By Lee C. Chipongian

Bangko Sentral ng Pilipinas (BSP) Governor Nestor A. Espenilla Jr. said inflation expectations will remain on target and they will ensure this on May 10 when they meet for the third Monetary Board policy meeting for the year.

BSP Governor Nestor A. Espenilla Jr. BSP Governor Nestor A. Espenilla Jr.

“The BSP will carefully consider the latest developments and their impact on price dynamics, particularly potential second-round effects,” Espenilla said Friday. “Decisions on the monetary policy stance will seek to ensure that inflation and inflation expectations remain consistent with the inflation target over the policy horizon.”

In a separate statement, the central bank said based on the 2012 consumer price index series, the inflation rate will keep its elevated level in 2018 and decelerate close to the midpoint of the target range next year. “The inflation forecasts, along with the public's inflation expectations, are continually being updated to consider latest developments. We are looking out for potential second-round effects and broader-based price pressures.”

Headline inflation increased to 4.5 percent year-on-year in April from 4.3 percent in March, bringing the year-to-date average to 4.1 percent. This exceeds the BSP target of two percent to four percent for this year until 2020. The BSP however noted that on a month-on-month seasonally adjusted basis, inflation eased to 0.3 percent in April compared to 0.7 percent in March.

BSP Deputy Governor Diwa C. Guinigundo said that in their monitoring of the numbers, while they consider all data updates, their eye is mostly on the inflation path over the medium term.

“We don’t just focus on what we see today but you have to look at it with the medium-term perspective — what is next in 2019 and 2020,” he said. “We have to also look at what’s happening in inflation expectations in the light of what the market describes as increasing trend of inflation and higher inflation expectations – those two are important inputs to monetary policy consideration,” said Guinigundo.

“The market – wrongly or correctly – believes that inflation expectations is beginning to be disanchored, and people say that prices have gone up and that this is the time for the BSP to reconsider its present monetary policy stance,” he remarked. “But then you have the discipline of inflation targeting, you just don’t move the policy rate without considering all of the factors that we normally consider in inflation targeting.”
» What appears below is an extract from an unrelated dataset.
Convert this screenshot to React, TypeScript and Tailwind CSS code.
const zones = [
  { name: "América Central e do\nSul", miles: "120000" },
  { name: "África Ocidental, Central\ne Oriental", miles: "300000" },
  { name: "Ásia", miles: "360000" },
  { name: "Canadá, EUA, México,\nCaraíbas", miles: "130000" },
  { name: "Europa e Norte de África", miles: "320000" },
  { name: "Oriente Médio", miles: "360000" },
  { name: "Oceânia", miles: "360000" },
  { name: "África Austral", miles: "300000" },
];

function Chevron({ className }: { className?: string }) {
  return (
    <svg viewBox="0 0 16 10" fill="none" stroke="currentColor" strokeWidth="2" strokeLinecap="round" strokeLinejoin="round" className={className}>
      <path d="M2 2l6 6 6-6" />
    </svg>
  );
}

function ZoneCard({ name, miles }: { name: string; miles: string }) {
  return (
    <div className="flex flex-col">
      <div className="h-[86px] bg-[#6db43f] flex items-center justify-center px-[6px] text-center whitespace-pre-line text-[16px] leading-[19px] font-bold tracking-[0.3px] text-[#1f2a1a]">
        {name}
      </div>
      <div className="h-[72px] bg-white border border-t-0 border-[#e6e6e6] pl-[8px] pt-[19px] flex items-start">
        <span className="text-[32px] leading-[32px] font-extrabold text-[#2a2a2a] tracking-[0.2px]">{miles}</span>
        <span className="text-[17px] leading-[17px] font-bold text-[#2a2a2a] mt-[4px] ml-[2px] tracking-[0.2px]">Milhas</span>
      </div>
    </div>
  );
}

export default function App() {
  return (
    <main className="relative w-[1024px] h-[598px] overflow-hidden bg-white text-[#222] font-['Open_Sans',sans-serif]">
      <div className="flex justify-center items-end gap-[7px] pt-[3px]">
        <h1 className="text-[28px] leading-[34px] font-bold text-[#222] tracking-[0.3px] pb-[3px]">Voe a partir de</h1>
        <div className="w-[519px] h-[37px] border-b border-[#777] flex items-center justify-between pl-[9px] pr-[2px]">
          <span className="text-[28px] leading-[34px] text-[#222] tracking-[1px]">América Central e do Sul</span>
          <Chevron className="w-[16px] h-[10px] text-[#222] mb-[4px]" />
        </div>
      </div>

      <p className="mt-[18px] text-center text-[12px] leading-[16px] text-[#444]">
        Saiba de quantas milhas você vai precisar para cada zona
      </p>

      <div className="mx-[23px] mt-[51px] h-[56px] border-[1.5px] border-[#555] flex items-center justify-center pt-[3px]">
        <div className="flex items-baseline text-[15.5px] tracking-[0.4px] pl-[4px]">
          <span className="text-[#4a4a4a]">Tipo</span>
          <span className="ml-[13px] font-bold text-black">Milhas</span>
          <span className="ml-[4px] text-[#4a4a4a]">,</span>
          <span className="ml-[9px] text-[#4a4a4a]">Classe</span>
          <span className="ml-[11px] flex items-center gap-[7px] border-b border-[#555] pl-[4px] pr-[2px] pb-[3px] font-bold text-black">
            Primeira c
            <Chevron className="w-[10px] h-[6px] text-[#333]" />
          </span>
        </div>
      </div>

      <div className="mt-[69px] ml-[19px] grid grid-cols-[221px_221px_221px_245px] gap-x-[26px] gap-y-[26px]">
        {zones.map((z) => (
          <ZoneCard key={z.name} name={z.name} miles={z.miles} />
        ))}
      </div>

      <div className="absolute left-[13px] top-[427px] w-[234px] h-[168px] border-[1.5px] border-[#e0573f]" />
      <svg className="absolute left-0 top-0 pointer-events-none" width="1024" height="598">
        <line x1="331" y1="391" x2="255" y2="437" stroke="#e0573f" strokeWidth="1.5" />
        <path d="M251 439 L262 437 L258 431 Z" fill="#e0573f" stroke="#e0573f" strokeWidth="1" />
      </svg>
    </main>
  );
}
Guinigundo said that since they see inflation falling to within the target in 2019 – and considering both price and monetary conditions – “if inflation is expected to revert to a target consistent path, then why move at this point?”

He however stressed that if “all of this points of consideration (indicate) the need for the BSP to undertake some decisive action we will not have second thoughts on this because maintaining price stability is our primary mandate.”

Guinigundo said inflation is elevated because of the revised tax policy and high petroleum prices, and these are all on the supply side. “Monetary policy doesn’t normally respond to supply side (factors),” he added.

During its previous policy meeting on March 22, the BSP estimates average inflation forecast of 3.9 percent for 2018 and three percent next year.

The central bank is currently reviewing a measured policy response to ensure that the 2019 inflation target is not at risk.